╭──

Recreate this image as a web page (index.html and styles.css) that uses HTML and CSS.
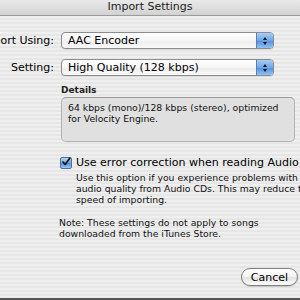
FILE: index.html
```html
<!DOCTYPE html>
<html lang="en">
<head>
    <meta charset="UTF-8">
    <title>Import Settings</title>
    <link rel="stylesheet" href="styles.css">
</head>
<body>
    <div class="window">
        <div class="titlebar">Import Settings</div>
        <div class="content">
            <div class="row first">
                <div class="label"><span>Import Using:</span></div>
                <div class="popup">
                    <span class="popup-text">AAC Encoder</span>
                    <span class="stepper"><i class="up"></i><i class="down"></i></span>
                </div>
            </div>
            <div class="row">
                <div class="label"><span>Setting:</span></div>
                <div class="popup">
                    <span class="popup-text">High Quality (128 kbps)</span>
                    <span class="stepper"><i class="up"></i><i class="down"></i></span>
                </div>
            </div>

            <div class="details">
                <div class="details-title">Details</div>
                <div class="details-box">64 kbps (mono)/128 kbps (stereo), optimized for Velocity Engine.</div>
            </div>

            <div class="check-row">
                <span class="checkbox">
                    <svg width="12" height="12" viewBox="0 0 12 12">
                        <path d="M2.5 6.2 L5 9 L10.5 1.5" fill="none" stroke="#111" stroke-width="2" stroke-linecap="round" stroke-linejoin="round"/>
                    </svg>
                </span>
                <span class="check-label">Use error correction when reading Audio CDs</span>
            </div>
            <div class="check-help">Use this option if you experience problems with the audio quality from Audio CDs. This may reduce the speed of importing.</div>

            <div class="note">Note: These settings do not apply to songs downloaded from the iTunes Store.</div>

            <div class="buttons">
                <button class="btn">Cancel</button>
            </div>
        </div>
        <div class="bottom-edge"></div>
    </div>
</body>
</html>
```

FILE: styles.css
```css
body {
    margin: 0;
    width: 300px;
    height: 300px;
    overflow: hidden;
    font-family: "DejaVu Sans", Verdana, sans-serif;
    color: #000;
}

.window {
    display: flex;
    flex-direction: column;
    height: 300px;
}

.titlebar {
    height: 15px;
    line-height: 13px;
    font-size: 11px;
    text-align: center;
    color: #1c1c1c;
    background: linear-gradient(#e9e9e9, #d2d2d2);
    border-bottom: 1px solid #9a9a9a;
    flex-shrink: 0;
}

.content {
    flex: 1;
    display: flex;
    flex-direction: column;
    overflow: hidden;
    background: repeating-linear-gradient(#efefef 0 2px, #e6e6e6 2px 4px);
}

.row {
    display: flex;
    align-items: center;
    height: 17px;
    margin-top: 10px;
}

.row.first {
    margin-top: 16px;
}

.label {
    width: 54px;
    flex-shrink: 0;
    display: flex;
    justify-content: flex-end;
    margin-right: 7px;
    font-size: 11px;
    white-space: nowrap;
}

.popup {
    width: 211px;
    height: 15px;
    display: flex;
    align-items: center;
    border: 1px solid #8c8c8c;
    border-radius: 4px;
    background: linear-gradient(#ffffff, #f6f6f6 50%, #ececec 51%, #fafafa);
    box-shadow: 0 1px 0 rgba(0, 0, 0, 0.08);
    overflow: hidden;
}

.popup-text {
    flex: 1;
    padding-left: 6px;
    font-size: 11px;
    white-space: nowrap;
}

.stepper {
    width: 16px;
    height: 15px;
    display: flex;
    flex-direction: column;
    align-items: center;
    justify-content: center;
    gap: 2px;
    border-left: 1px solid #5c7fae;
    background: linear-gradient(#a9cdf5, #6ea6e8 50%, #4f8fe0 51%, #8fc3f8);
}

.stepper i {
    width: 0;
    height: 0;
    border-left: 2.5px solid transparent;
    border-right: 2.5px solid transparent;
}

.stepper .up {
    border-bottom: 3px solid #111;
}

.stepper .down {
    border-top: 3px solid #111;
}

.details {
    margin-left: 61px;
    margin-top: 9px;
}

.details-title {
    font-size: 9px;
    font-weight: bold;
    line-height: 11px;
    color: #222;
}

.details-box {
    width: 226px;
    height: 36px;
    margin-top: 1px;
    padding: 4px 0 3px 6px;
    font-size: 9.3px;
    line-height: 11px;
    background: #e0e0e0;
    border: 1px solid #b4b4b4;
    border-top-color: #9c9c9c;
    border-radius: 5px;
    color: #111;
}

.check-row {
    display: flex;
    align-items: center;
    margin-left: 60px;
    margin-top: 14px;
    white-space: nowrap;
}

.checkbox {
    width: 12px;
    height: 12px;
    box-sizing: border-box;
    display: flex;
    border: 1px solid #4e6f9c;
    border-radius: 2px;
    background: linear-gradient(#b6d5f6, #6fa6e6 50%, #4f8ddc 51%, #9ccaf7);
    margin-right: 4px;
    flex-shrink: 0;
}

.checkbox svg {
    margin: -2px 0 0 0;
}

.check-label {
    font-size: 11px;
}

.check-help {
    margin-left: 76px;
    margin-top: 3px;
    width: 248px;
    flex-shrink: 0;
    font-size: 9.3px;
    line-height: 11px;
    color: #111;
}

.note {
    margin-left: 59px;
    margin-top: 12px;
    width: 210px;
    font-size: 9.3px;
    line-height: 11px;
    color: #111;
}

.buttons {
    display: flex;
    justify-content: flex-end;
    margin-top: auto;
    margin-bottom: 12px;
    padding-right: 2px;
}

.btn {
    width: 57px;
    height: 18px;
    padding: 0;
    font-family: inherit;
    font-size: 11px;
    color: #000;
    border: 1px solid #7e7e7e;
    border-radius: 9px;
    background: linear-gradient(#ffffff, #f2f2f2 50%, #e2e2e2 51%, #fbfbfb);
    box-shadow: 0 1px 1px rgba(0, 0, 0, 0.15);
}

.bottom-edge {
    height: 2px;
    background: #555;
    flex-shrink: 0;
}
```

╰──

Work required: Reproduce every line precisely as given, omitting all pictures.

Answer for this exercise:
Recreate this image as a web page (index.html and styles.css) that uses HTML and CSS.
FILE: index.html
```html
<!DOCTYPE html>
<html lang="en">
<head>
    <meta charset="UTF-8">
    <title>Import Settings</title>
    <link rel="stylesheet" href="styles.css">
</head>
<body>
    <div class="window">
        <div class="titlebar">Import Settings</div>
        <div class="content">
            <div class="row first">
                <div class="label"><span>Import Using:</span></div>
                <div class="popup">
                    <span class="popup-text">AAC Encoder</span>
                    <span class="stepper"><i class="up"></i><i class="down"></i></span>
                </div>
            </div>
            <div class="row">
                <div class="label"><span>Setting:</span></div>
                <div class="popup">
                    <span class="popup-text">High Quality (128 kbps)</span>
                    <span class="stepper"><i class="up"></i><i class="down"></i></span>
                </div>
            </div>

            <div class="details">
                <div class="details-title">Details</div>
                <div class="details-box">64 kbps (mono)/128 kbps (stereo), optimized for Velocity Engine.</div>
            </div>

            <div class="check-row">
                <span class="checkbox">
                    <svg width="12" height="12" viewBox="0 0 12 12">
                        <path d="M2.5 6.2 L5 9 L10.5 1.5" fill="none" stroke="#111" stroke-width="2" stroke-linecap="round" stroke-linejoin="round"/>
                    </svg>
                </span>
                <span class="check-label">Use error correction when reading Audio CDs</span>
            </div>
            <div class="check-help">Use this option if you experience problems with the audio quality from Audio CDs. This may reduce the speed of importing.</div>

            <div class="note">Note: These settings do not apply to songs downloaded from the iTunes Store.</div>

            <div class="buttons">
                <button class="btn">Cancel</button>
            </div>
        </div>
        <div class="bottom-edge"></div>
    </div>
</body>
</html>
```

FILE: styles.css
```css
body {
    margin: 0;
    width: 300px;
    height: 300px;
    overflow: hidden;
    font-family: "DejaVu Sans", Verdana, sans-serif;
    color: #000;
}

.window {
    display: flex;
    flex-direction: column;
    height: 300px;
}

.titlebar {
    height: 15px;
    line-height: 13px;
    font-size: 11px;
    text-align: center;
    color: #1c1c1c;
    background: linear-gradient(#e9e9e9, #d2d2d2);
    border-bottom: 1px solid #9a9a9a;
    flex-shrink: 0;
}

.content {
    flex: 1;
    display: flex;
    flex-direction: column;
    overflow: hidden;
    background: repeating-linear-gradient(#efefef 0 2px, #e6e6e6 2px 4px);
}

.row {
    display: flex;
    align-items: center;
    height: 17px;
    margin-top: 10px;
}

.row.first {
    margin-top: 16px;
}

.label {
    width: 54px;
    flex-shrink: 0;
    display: flex;
    justify-content: flex-end;
    margin-right: 7px;
    font-size: 11px;
    white-space: nowrap;
}

.popup {
    width: 211px;
    height: 15px;
    display: flex;
    align-items: center;
    border: 1px solid #8c8c8c;
    border-radius: 4px;
    background: linear-gradient(#ffffff, #f6f6f6 50%, #ececec 51%, #fafafa);
    box-shadow: 0 1px 0 rgba(0, 0, 0, 0.08);
    overflow: hidden;
}

.popup-text {
    flex: 1;
    padding-left: 6px;
    font-size: 11px;
    white-space: nowrap;
}

.stepper {
    width: 16px;
    height: 15px;
    display: flex;
    flex-direction: column;
    align-items: center;
    justify-content: center;
    gap: 2px;
    border-left: 1px solid #5c7fae;
    background: linear-gradient(#a9cdf5, #6ea6e8 50%, #4f8fe0 51%, #8fc3f8);
}

.stepper i {
    width: 0;
    height: 0;
    border-left: 2.5px solid transparent;
    border-right: 2.5px solid transparent;
}

.stepper .up {
    border-bottom: 3px solid #111;
}

.stepper .down {
    border-top: 3px solid #111;
}

.details {
    margin-left: 61px;
    margin-top: 9px;
}

.details-title {
    font-size: 9px;
    font-weight: bold;
    line-height: 11px;
    color: #222;
}

.details-box {
    width: 226px;
    height: 36px;
    margin-top: 1px;
    padding: 4px 0 3px 6px;
    font-size: 9.3px;
    line-height: 11px;
    background: #e0e0e0;
    border: 1px solid #b4b4b4;
    border-top-color: #9c9c9c;
    border-radius: 5px;
    color: #111;
}

.check-row {
    display: flex;
    align-items: center;
    margin-left: 60px;
    margin-top: 14px;
    white-space: nowrap;
}

.checkbox {
    width: 12px;
    height: 12px;
    box-sizing: border-box;
    display: flex;
    border: 1px solid #4e6f9c;
    border-radius: 2px;
    background: linear-gradient(#b6d5f6, #6fa6e6 50%, #4f8ddc 51%, #9ccaf7);
    margin-right: 4px;
    flex-shrink: 0;
}

.checkbox svg {
    margin: -2px 0 0 0;
}

.check-label {
    font-size: 11px;
}

.check-help {
    margin-left: 76px;
    margin-top: 3px;
    width: 248px;
    flex-shrink: 0;
    font-size: 9.3px;
    line-height: 11px;
    color: #111;
}

.note {
    margin-left: 59px;
    margin-top: 12px;
    width: 210px;
    font-size: 9.3px;
    line-height: 11px;
    color: #111;
}

.buttons {
    display: flex;
    justify-content: flex-end;
    margin-top: auto;
    margin-bottom: 12px;
    padding-right: 2px;
}

.btn {
    width: 57px;
    height: 18px;
    padding: 0;
    font-family: inherit;
    font-size: 11px;
    color: #000;
    border: 1px solid #7e7e7e;
    border-radius: 9px;
    background: linear-gradient(#ffffff, #f2f2f2 50%, #e2e2e2 51%, #fbfbfb);
    box-shadow: 0 1px 1px rgba(0, 0, 0, 0.15);
}

.bottom-edge {
    height: 2px;
    background: #555;
    flex-shrink: 0;
}
```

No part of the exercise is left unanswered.